Draw out every line with the word "this" from the listing below.

BEGIN RECORDS SUPPLIED

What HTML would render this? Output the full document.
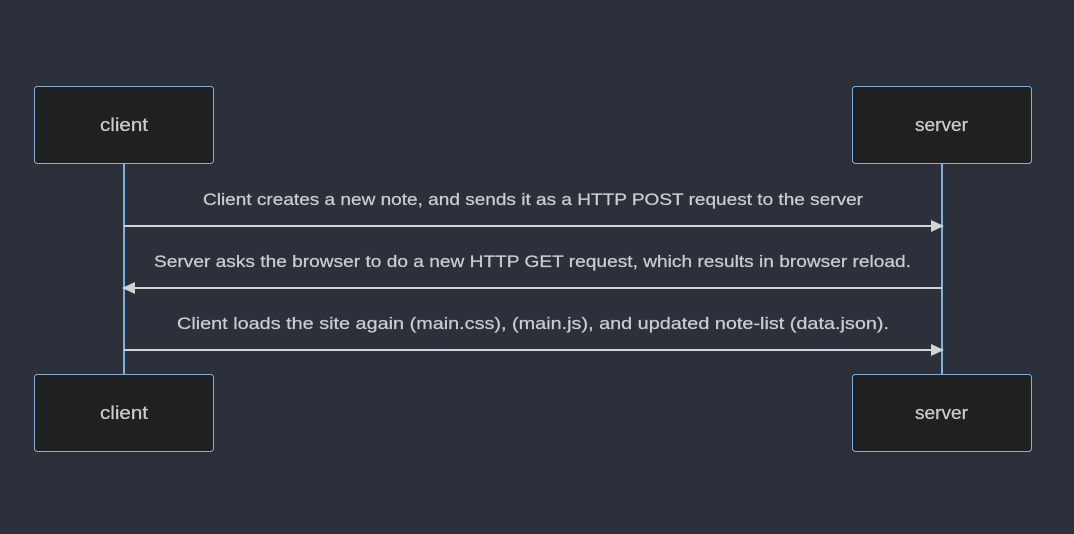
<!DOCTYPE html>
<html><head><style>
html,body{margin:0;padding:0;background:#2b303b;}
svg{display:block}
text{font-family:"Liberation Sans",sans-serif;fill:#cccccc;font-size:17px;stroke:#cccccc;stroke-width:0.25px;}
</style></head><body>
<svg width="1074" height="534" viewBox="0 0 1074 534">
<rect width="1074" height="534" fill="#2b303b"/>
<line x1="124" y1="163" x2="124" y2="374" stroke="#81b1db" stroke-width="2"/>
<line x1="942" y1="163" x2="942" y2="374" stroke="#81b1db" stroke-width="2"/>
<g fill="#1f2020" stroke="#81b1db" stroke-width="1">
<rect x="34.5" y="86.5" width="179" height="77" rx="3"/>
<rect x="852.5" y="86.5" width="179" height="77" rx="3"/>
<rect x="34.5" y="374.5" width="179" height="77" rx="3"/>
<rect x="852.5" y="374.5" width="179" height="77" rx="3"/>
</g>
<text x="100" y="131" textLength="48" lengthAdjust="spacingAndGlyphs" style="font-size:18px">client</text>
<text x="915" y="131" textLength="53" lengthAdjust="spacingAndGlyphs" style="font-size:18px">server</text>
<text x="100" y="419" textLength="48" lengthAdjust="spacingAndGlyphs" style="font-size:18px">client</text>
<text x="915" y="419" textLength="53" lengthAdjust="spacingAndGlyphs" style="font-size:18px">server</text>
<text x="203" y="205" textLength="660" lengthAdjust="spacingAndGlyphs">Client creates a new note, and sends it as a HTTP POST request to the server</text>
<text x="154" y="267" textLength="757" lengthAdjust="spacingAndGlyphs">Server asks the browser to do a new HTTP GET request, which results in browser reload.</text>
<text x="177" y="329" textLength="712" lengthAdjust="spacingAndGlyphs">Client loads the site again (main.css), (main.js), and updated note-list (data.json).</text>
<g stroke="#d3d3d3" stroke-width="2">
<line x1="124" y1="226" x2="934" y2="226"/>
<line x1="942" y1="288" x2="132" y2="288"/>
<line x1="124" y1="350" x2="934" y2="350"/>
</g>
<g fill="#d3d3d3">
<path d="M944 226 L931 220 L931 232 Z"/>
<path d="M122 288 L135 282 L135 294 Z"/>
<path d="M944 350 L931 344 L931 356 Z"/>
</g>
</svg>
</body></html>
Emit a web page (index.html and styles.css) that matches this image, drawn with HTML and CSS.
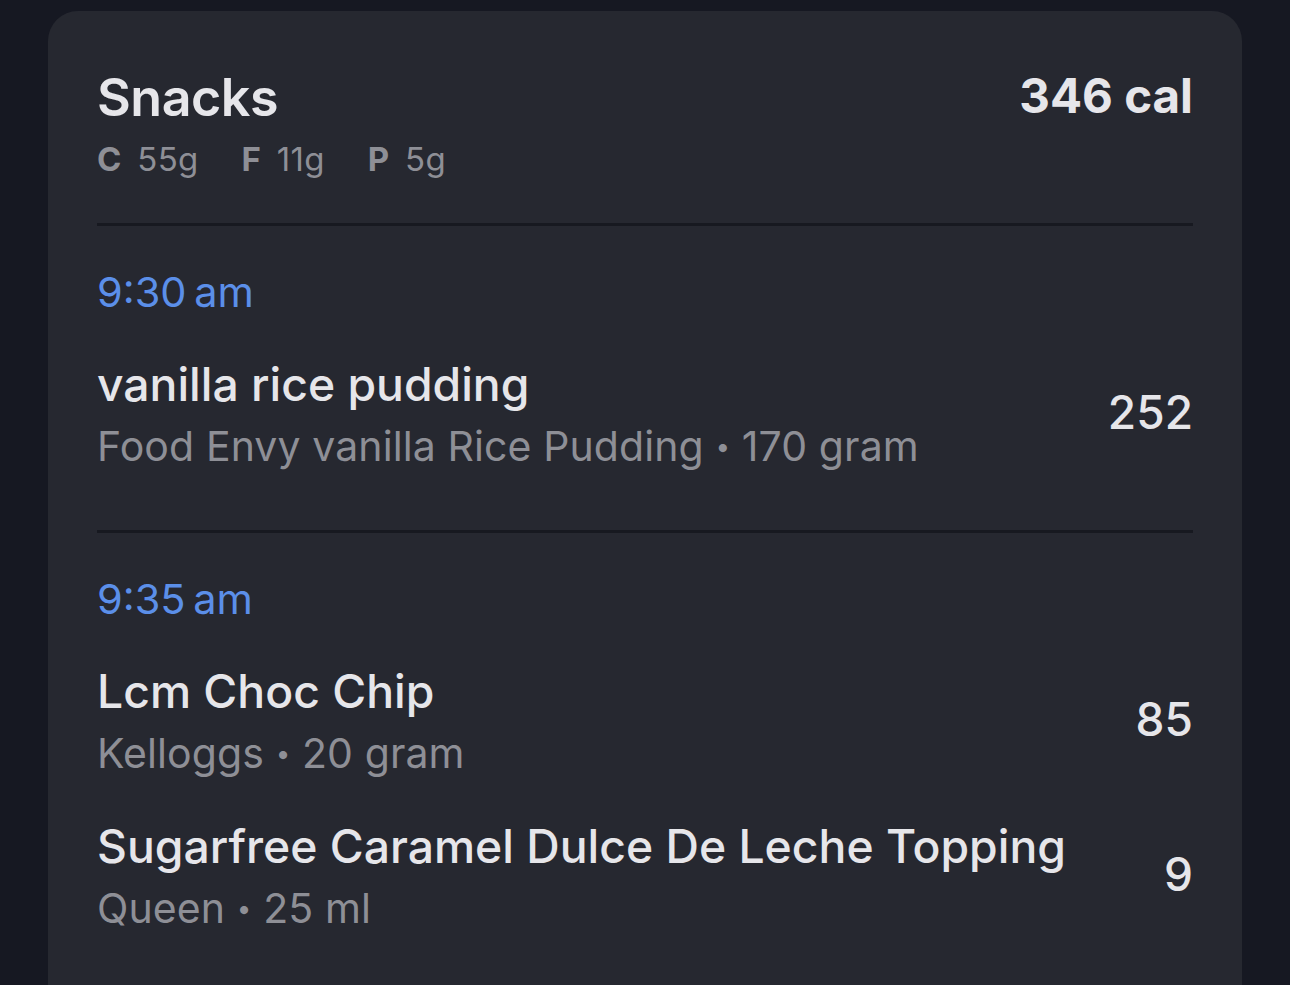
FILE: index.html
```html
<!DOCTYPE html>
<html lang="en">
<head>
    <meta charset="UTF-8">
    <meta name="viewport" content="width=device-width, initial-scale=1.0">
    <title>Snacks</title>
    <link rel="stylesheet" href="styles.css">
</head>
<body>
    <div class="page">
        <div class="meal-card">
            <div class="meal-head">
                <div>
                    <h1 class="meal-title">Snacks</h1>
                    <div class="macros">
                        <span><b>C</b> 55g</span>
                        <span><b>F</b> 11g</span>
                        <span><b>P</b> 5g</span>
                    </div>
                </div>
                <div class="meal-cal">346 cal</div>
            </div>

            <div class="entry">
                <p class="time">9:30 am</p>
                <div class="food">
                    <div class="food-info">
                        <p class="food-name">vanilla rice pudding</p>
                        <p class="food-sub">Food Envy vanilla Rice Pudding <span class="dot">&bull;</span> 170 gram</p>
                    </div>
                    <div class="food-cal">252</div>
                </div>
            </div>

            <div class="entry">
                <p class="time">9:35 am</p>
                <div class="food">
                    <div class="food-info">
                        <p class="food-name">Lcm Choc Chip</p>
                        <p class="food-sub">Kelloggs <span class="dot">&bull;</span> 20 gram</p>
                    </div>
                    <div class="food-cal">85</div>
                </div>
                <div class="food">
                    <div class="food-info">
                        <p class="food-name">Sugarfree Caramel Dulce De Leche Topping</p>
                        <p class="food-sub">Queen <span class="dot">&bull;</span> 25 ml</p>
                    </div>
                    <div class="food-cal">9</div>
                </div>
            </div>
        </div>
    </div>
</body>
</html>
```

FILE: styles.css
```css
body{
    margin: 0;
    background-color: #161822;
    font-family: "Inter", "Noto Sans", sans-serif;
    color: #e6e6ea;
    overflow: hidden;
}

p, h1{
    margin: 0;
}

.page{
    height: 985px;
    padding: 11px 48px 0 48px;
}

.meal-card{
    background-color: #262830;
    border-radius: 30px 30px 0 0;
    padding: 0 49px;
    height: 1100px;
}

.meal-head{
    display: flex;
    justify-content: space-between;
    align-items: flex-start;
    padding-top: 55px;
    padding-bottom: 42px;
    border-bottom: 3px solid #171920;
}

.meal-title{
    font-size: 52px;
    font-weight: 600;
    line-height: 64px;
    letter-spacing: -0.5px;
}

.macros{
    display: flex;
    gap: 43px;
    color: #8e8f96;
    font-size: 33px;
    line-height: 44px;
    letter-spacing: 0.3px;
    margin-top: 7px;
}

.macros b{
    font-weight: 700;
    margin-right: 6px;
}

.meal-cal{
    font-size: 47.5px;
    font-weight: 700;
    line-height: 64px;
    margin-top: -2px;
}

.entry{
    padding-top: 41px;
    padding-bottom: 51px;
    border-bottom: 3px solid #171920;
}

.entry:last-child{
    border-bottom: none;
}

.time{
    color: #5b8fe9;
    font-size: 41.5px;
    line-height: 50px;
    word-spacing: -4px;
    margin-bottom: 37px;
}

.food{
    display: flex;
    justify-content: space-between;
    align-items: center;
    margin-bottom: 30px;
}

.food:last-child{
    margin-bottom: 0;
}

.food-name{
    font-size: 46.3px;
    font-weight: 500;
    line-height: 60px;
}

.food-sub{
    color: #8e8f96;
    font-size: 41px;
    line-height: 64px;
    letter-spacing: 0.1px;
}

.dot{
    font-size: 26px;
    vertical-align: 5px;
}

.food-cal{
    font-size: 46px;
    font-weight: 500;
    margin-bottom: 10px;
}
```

END RECORDS SUPPLIED
BEGIN RECORDS SUPPLIED

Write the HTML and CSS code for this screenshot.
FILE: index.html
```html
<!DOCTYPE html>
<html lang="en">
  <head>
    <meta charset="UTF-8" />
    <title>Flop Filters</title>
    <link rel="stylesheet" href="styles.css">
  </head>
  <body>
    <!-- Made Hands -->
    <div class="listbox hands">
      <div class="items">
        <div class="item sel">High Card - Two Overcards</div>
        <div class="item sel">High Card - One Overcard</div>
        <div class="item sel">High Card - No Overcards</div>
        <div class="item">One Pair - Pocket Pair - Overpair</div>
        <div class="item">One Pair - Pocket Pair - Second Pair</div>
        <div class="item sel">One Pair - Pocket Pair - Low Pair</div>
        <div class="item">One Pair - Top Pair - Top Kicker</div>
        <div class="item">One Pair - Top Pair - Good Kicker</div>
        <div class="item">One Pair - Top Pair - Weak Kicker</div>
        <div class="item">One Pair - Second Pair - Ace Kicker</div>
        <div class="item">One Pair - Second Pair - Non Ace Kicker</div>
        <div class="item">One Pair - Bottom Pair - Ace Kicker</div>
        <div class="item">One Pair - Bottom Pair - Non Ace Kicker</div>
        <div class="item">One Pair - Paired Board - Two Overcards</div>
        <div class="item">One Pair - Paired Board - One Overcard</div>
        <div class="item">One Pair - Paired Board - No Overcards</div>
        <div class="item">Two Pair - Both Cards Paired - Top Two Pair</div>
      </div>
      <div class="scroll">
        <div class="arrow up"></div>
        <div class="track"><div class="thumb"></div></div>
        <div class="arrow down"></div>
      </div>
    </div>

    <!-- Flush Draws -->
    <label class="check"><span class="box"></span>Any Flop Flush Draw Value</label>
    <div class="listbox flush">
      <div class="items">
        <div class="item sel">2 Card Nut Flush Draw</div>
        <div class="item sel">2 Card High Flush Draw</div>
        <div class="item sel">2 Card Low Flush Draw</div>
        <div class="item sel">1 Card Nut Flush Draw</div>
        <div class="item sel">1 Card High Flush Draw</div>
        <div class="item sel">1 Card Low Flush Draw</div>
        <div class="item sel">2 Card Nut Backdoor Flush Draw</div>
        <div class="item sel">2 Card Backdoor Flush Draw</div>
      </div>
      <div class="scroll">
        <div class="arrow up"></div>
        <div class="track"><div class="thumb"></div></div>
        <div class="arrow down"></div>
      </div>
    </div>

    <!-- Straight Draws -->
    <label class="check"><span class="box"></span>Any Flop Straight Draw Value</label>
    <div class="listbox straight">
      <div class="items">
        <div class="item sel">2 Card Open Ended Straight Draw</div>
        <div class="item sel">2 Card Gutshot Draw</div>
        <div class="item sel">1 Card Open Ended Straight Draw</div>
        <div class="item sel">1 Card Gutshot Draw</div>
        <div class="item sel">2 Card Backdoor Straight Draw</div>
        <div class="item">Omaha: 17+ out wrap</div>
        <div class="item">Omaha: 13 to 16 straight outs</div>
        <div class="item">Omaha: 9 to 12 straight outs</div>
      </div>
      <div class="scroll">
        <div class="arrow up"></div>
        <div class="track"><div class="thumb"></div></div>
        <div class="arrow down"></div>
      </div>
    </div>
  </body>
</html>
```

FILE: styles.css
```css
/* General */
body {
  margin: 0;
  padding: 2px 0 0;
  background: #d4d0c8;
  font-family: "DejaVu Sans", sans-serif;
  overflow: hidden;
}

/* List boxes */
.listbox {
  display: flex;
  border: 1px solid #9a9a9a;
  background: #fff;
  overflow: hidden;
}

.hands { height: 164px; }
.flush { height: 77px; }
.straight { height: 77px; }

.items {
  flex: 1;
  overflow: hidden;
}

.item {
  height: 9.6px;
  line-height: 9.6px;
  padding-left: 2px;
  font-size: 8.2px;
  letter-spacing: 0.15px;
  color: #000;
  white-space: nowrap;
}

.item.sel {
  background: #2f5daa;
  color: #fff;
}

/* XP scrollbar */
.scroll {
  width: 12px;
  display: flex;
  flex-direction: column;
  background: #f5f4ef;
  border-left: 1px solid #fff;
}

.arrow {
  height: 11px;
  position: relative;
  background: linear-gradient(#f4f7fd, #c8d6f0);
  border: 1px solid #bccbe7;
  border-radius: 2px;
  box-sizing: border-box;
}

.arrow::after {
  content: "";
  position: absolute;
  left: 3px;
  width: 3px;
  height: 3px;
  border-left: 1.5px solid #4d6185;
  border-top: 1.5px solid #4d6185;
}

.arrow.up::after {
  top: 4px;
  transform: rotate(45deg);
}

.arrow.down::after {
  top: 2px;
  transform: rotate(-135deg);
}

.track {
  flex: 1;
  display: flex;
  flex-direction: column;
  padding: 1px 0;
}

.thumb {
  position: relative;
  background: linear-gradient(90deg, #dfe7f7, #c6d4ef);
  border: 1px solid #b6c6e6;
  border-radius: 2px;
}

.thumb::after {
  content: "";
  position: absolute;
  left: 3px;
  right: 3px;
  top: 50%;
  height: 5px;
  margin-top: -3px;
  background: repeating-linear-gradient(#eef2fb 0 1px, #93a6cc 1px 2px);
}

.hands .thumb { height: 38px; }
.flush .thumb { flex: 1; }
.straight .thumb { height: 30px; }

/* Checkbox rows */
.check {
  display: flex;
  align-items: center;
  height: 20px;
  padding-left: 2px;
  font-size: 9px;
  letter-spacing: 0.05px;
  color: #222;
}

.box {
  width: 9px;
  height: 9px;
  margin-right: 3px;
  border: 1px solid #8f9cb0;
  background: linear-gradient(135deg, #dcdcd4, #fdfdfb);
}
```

END RECORDS SUPPLIED

» **WORKED SOLUTION**
What HTML would render this? Output the full document.
Emit a web page (index.html and styles.css) that matches this image, drawn with HTML and CSS.
Write the HTML and CSS code for this screenshot.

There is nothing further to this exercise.